-- START Raw data --

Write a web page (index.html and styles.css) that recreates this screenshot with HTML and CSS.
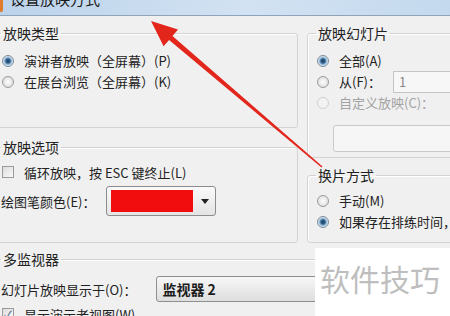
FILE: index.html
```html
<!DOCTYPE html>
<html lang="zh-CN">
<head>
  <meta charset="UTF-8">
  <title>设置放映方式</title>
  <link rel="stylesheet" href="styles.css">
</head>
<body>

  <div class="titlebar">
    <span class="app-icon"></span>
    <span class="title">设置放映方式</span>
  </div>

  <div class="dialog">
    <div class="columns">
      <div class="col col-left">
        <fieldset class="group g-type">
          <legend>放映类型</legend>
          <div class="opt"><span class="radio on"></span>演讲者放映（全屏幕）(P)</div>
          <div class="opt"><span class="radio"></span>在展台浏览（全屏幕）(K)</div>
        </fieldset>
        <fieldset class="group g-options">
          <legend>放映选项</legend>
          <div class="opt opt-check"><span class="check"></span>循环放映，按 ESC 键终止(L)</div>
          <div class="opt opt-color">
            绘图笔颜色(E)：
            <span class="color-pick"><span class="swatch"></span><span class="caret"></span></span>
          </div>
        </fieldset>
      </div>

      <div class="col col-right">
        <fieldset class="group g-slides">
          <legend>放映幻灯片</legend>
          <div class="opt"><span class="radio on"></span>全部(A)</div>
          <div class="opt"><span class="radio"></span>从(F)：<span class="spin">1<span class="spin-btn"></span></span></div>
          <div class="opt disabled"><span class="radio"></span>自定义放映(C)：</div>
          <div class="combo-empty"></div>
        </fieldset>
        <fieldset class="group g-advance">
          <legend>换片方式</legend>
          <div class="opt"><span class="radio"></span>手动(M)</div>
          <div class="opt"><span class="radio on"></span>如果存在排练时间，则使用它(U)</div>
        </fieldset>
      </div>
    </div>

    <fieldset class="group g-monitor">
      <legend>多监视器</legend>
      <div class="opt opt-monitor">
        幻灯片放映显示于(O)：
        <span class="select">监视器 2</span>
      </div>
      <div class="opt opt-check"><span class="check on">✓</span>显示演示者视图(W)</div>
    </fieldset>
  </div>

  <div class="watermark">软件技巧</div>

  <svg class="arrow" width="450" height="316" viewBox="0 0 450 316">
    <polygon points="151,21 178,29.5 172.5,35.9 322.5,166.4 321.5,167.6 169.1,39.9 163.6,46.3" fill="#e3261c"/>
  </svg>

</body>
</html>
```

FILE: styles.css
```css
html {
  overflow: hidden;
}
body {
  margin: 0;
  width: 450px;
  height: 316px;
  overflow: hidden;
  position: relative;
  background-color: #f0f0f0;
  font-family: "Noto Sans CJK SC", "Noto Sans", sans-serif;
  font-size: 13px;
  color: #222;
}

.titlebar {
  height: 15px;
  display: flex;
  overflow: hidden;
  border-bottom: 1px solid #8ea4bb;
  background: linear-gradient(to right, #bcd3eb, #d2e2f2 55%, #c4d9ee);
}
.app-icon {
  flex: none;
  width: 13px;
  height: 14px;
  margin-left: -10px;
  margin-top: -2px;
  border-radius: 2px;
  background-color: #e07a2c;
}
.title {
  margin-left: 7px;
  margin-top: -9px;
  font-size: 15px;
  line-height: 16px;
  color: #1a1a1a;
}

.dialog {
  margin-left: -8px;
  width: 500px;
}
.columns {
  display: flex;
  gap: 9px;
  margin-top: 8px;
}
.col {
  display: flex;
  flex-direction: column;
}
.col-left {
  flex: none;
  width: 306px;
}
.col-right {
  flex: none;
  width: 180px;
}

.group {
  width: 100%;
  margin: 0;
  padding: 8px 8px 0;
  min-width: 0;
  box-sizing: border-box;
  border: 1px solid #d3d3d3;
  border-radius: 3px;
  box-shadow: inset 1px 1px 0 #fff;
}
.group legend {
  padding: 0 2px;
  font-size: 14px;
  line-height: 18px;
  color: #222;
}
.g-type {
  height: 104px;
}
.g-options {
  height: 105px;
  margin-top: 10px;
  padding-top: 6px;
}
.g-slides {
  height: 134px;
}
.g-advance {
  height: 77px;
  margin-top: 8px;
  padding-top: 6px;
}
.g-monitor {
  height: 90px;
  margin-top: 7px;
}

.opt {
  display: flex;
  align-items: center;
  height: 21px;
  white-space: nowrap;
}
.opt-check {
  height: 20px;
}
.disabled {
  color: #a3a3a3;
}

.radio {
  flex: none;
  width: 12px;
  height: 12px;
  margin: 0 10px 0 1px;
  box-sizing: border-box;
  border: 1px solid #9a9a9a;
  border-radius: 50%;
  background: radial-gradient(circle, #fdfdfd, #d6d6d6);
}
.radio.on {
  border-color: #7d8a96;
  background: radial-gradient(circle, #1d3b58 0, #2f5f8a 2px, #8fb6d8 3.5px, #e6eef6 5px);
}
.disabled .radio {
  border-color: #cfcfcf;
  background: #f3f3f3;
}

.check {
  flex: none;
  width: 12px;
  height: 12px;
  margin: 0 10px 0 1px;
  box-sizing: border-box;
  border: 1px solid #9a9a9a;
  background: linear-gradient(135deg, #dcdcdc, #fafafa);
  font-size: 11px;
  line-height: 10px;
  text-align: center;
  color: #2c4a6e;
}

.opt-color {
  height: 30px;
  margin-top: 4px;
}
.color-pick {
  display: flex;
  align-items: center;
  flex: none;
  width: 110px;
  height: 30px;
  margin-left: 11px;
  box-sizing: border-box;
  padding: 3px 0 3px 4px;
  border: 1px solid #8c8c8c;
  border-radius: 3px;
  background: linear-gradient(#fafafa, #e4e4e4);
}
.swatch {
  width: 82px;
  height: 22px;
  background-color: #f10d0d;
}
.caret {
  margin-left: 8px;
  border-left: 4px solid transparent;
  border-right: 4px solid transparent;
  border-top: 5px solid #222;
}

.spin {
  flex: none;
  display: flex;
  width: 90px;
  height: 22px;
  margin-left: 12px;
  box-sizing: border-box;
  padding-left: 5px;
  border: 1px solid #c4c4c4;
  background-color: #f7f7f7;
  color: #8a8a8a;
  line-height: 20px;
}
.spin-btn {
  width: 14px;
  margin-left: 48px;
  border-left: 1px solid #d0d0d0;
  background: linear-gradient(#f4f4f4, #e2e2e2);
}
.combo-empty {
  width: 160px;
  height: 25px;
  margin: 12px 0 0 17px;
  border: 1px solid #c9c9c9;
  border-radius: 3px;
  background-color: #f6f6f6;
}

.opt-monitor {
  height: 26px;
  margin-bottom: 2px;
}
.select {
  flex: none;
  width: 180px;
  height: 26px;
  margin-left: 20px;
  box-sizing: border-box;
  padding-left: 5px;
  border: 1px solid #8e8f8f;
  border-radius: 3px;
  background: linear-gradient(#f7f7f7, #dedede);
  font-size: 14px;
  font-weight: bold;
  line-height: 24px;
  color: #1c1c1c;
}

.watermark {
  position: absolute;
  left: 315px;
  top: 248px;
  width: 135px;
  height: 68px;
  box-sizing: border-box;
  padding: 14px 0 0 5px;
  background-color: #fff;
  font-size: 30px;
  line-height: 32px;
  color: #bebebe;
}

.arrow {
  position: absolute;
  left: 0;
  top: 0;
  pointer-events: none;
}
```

-- END Raw data --

• **Given task**: Pick out each line in the material containing "styles".

• **Response to the exercise**:
Write a web page (index.html and styles.css) that recreates this screenshot with HTML and CSS.
  <link rel="stylesheet" href="styles.css">
FILE: styles.css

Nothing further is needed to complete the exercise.